▶ **EXERCISE**:
Return the material word for word. Do not include pictures.

▶ **DATA SECTION**:
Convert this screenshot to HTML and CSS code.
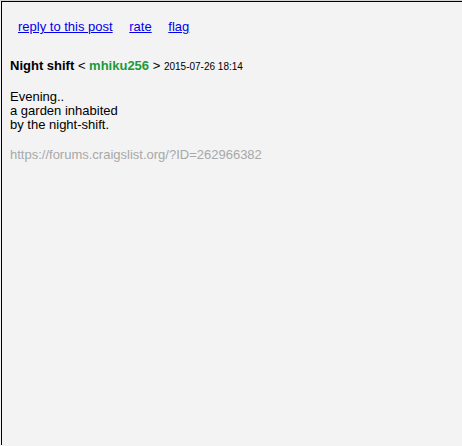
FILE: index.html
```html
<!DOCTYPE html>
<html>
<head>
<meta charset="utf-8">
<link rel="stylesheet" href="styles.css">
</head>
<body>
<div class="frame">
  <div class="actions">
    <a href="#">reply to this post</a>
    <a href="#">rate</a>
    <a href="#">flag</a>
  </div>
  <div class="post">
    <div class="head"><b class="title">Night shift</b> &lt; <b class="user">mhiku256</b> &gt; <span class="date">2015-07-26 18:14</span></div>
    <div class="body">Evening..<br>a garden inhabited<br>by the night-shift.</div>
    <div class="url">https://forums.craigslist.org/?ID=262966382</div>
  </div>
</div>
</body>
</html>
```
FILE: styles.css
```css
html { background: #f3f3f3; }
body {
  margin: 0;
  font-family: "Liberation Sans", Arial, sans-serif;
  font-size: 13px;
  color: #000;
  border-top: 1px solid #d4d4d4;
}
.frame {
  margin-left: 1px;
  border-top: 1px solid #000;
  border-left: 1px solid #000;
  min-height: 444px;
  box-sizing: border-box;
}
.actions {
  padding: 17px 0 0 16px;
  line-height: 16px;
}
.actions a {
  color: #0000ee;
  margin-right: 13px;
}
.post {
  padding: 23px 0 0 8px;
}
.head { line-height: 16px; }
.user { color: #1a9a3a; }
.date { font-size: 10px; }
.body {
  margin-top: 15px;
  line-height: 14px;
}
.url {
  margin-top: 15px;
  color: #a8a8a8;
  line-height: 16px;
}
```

▶ **TASK OUTPUT**:
Convert this screenshot to HTML and CSS code.
FILE: index.html
```html
<!DOCTYPE html>
<html>
<head>
<meta charset="utf-8">
<link rel="stylesheet" href="styles.css">
</head>
<body>
<div class="frame">
  <div class="actions">
    <a href="#">reply to this post</a>
    <a href="#">rate</a>
    <a href="#">flag</a>
  </div>
  <div class="post">
    <div class="head"><b class="title">Night shift</b> &lt; <b class="user">mhiku256</b> &gt; <span class="date">2015-07-26 18:14</span></div>
    <div class="body">Evening..<br>a garden inhabited<br>by the night-shift.</div>
    <div class="url">https://forums.craigslist.org/?ID=262966382</div>
  </div>
</div>
</body>
</html>
```
FILE: styles.css
```css
html { background: #f3f3f3; }
body {
  margin: 0;
  font-family: "Liberation Sans", Arial, sans-serif;
  font-size: 13px;
  color: #000;
  border-top: 1px solid #d4d4d4;
}
.frame {
  margin-left: 1px;
  border-top: 1px solid #000;
  border-left: 1px solid #000;
  min-height: 444px;
  box-sizing: border-box;
}
.actions {
  padding: 17px 0 0 16px;
  line-height: 16px;
}
.actions a {
  color: #0000ee;
  margin-right: 13px;
}
.post {
  padding: 23px 0 0 8px;
}
.head { line-height: 16px; }
.user { color: #1a9a3a; }
.date { font-size: 10px; }
.body {
  margin-top: 15px;
  line-height: 14px;
}
.url {
  margin-top: 15px;
  color: #a8a8a8;
  line-height: 16px;
}
```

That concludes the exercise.